When resuming a build, specifies which intermediate model in the checkpoint will be used as starting point. when set to -1, NeurEco will choose the last model created as starting point.

freeze_structure

boolean default=False

When resuming a build, NeurEco will only change the weights (not the network architecture) if this variable is set to True.

build_compress

boolean, has to be set to True for Compression

if True, the model will perform a nonlinear compression.

minimum_compression_coefficients

int default=1

checked only if build_compress = True, specifies the minimum number of nonlinear coefficients.

compress_tolerance

float eg 0.01, 0.001…, default=0.02

checked only if build_compress = True, specifies the tolerance of the compressor: the maximum error accepted when performing a compression and a decompression on the validation data.

write_compression_model_to

string, default = “”

checked only if build_compress = True, this is the path where the compression model will be saved.

write_decompression_model_to

string, default = “”

checked only if build_compress = True, this is the path where the decompression model will be saved.

compress_decompress_size_ratio

float default=1.0

checked only if build_compress = True, specifies the ratio between the sizes of the compression block and the decompression block.

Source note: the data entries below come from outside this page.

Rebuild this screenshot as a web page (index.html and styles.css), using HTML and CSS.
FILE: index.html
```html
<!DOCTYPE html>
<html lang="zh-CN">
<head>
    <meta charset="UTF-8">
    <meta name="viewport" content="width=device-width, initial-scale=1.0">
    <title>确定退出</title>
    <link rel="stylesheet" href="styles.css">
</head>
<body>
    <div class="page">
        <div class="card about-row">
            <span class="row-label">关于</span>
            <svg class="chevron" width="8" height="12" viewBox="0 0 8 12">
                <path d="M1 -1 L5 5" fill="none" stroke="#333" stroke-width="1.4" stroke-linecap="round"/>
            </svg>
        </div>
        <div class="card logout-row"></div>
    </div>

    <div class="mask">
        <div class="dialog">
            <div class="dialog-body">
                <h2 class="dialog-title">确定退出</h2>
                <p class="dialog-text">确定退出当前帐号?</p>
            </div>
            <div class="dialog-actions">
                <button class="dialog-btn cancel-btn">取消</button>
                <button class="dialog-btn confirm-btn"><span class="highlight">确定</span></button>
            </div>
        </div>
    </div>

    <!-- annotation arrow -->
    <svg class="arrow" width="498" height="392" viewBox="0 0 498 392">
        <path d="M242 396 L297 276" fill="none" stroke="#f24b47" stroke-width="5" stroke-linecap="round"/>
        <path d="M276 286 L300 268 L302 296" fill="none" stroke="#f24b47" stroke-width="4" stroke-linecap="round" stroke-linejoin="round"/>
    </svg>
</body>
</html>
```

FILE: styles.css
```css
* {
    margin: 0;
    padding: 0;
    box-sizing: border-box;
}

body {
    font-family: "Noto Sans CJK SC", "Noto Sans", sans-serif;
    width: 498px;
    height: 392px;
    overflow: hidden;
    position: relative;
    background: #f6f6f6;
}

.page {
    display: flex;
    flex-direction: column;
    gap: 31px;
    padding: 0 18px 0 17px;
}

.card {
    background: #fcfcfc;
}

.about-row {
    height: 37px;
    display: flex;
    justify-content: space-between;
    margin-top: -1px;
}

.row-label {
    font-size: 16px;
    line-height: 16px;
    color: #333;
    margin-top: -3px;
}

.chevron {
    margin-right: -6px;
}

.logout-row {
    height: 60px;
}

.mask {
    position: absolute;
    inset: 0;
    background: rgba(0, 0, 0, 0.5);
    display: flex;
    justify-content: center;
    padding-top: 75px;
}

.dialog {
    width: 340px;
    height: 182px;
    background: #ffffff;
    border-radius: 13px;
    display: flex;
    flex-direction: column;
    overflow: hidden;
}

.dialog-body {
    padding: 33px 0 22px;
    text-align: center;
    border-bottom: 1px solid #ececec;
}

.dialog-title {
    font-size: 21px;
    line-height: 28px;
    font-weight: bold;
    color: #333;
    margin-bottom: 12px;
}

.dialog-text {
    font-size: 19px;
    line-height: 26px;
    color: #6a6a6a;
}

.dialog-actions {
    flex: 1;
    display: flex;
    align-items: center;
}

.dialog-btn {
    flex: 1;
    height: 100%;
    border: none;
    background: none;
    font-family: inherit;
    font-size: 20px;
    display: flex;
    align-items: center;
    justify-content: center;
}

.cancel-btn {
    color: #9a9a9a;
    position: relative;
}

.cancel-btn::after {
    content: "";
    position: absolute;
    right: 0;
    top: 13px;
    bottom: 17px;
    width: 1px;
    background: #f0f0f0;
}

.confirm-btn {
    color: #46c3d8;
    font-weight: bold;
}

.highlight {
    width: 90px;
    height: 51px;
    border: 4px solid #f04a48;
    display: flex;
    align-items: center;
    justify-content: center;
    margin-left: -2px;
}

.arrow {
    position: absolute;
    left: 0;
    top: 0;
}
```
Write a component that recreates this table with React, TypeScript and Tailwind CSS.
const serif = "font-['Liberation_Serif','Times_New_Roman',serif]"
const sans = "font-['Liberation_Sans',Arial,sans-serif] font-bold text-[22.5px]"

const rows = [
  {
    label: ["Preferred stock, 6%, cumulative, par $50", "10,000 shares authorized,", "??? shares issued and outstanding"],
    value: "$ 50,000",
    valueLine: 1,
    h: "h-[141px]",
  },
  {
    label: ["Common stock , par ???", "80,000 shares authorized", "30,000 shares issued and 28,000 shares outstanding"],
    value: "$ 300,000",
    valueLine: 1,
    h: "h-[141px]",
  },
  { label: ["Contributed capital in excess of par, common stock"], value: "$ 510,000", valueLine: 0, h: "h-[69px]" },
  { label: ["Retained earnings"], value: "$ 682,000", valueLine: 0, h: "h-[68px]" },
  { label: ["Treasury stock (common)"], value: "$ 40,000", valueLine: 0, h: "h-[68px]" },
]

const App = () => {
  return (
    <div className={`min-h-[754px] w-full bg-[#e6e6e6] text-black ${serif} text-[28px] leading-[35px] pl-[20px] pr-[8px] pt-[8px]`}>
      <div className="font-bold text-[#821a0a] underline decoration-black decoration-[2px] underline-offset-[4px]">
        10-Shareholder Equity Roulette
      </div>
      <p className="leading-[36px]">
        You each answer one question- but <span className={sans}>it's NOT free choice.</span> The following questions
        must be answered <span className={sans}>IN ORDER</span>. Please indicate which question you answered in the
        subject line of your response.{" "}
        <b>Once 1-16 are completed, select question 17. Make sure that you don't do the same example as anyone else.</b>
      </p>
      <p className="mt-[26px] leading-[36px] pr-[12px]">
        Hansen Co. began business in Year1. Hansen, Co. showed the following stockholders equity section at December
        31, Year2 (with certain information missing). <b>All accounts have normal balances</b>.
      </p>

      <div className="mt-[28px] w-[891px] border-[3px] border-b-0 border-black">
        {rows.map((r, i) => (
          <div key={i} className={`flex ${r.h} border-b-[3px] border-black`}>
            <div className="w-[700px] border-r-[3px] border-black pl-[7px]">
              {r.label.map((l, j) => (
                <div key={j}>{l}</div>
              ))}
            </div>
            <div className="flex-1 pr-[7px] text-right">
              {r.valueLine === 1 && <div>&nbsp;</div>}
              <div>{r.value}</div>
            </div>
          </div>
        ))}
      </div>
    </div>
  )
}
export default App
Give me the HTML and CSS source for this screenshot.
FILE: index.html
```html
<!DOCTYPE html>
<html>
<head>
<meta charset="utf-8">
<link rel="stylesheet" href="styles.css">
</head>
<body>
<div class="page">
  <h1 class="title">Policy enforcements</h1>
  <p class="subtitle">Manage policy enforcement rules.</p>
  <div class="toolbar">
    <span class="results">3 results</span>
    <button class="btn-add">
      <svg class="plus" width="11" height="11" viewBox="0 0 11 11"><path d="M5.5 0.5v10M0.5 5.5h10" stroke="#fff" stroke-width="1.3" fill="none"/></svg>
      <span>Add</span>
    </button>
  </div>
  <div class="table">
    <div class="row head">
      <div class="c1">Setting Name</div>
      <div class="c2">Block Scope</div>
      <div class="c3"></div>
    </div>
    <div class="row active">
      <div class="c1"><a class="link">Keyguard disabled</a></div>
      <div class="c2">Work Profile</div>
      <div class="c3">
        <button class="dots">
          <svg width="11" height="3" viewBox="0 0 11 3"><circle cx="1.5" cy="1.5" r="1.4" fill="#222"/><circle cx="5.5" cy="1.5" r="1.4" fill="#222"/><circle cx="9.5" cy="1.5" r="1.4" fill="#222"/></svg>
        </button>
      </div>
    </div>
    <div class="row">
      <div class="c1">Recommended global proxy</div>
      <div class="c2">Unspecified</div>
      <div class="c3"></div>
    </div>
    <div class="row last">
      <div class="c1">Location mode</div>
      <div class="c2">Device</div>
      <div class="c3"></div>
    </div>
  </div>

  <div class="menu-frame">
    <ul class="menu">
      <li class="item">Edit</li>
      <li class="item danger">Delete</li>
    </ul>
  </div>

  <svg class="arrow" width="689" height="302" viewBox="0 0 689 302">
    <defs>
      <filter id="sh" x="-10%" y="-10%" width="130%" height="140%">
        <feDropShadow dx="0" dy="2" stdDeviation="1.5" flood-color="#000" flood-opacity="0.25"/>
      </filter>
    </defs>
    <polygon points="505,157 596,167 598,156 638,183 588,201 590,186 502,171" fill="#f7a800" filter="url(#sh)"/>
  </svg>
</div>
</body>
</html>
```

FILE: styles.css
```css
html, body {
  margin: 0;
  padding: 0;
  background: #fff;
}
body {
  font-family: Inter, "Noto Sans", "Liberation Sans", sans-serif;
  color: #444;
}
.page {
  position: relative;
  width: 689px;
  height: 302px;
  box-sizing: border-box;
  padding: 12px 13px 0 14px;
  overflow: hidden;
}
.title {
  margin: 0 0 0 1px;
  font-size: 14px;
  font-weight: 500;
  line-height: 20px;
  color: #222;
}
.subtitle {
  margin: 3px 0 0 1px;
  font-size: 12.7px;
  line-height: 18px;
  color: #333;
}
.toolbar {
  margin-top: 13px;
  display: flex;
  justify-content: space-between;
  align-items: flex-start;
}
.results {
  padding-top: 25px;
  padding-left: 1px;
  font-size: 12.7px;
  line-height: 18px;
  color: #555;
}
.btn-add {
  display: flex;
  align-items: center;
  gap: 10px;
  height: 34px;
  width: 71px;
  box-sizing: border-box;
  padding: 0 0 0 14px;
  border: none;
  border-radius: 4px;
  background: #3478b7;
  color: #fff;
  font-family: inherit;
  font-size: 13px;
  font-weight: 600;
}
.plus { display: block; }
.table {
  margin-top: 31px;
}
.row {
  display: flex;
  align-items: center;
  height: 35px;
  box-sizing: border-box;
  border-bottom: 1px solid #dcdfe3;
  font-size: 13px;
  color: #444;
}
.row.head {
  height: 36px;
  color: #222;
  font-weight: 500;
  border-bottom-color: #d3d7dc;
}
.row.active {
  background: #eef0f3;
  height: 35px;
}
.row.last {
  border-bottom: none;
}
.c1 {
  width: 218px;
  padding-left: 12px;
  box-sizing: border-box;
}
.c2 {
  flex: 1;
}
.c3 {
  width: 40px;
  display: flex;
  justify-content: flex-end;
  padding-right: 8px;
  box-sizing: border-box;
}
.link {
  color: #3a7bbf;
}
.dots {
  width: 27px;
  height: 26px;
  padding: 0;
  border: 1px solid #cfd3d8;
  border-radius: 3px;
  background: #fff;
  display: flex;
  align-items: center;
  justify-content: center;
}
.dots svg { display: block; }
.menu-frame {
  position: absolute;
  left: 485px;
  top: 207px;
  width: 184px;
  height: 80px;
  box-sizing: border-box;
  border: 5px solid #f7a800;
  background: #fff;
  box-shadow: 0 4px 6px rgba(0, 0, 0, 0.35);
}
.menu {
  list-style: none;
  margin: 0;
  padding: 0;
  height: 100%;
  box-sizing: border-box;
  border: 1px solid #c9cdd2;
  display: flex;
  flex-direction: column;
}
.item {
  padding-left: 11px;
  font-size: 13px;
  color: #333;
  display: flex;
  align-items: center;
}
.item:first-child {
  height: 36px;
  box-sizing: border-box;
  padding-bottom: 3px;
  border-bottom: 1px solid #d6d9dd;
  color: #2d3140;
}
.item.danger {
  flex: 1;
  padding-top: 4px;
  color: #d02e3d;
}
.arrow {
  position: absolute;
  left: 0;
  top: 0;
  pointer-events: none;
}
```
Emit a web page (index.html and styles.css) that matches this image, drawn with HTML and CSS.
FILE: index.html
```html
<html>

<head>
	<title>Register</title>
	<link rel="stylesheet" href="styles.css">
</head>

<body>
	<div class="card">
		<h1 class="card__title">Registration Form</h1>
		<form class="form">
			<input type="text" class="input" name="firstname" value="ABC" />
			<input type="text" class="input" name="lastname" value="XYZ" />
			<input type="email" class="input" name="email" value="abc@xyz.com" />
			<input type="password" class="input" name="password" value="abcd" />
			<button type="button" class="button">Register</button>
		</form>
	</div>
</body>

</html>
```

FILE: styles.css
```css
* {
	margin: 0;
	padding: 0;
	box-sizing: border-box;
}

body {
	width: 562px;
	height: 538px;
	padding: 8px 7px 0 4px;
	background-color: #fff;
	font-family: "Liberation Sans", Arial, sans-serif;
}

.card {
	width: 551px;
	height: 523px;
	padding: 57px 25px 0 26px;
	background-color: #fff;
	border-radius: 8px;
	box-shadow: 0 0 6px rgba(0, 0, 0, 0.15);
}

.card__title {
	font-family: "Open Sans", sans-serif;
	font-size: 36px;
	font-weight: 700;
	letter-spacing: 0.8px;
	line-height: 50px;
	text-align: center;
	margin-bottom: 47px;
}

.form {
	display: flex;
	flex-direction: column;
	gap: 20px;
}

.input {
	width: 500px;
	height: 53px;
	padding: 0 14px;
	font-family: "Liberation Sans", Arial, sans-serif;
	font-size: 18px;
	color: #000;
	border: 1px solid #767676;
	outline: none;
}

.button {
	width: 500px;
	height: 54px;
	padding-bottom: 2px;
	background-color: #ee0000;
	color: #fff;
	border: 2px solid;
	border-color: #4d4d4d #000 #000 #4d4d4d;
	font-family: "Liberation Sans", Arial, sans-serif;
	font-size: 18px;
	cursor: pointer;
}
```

This number is always bigger than 0 and smaller or equal to 1. Note that this ratio will be respected in the limit of what NeurEco finds possible.

classification

boolean, has to be set to False for Compression

specifies if the problem is a classification problem.

Data normalization for Tabular Compression#

A normalization operation for NeurEco is a combination of a \(shift\) and a \(scale\), so that:

\[x_{normalized} = \frac{x-shift}{scale}\]

Allowed shift methods for NeurEco and their corresponding shifted values are listed in the table below:

NeurEco Tabular shifting methods#

Name

shift value

none

\[0\]

min

\[min(x)\]

min_centered

\[0.5 * (min(x) + max(x))\]

mean

\[mean(x)\]

Allowed scale methods for NeurEco Tabular and their corresponding scaled values are listed in the table below:

NeurEco Tabular scaling methods#

Name

scale value

none

\[1\]

max

\[max(x) - shift\]

max_centered

\[0.5 * (max(x) - min(x))\]

std

\[std(x)\]

Normalization with auto options:

  • shift is mean and scale is max if the value of mean is far from 0,

  • shift is none and scale is max if the calculated value of mean is close to 0

If the normalization is performed by feature, and the auto options are chosen, the normalization is performed by group of features. These groups are created based on the values of mean and std.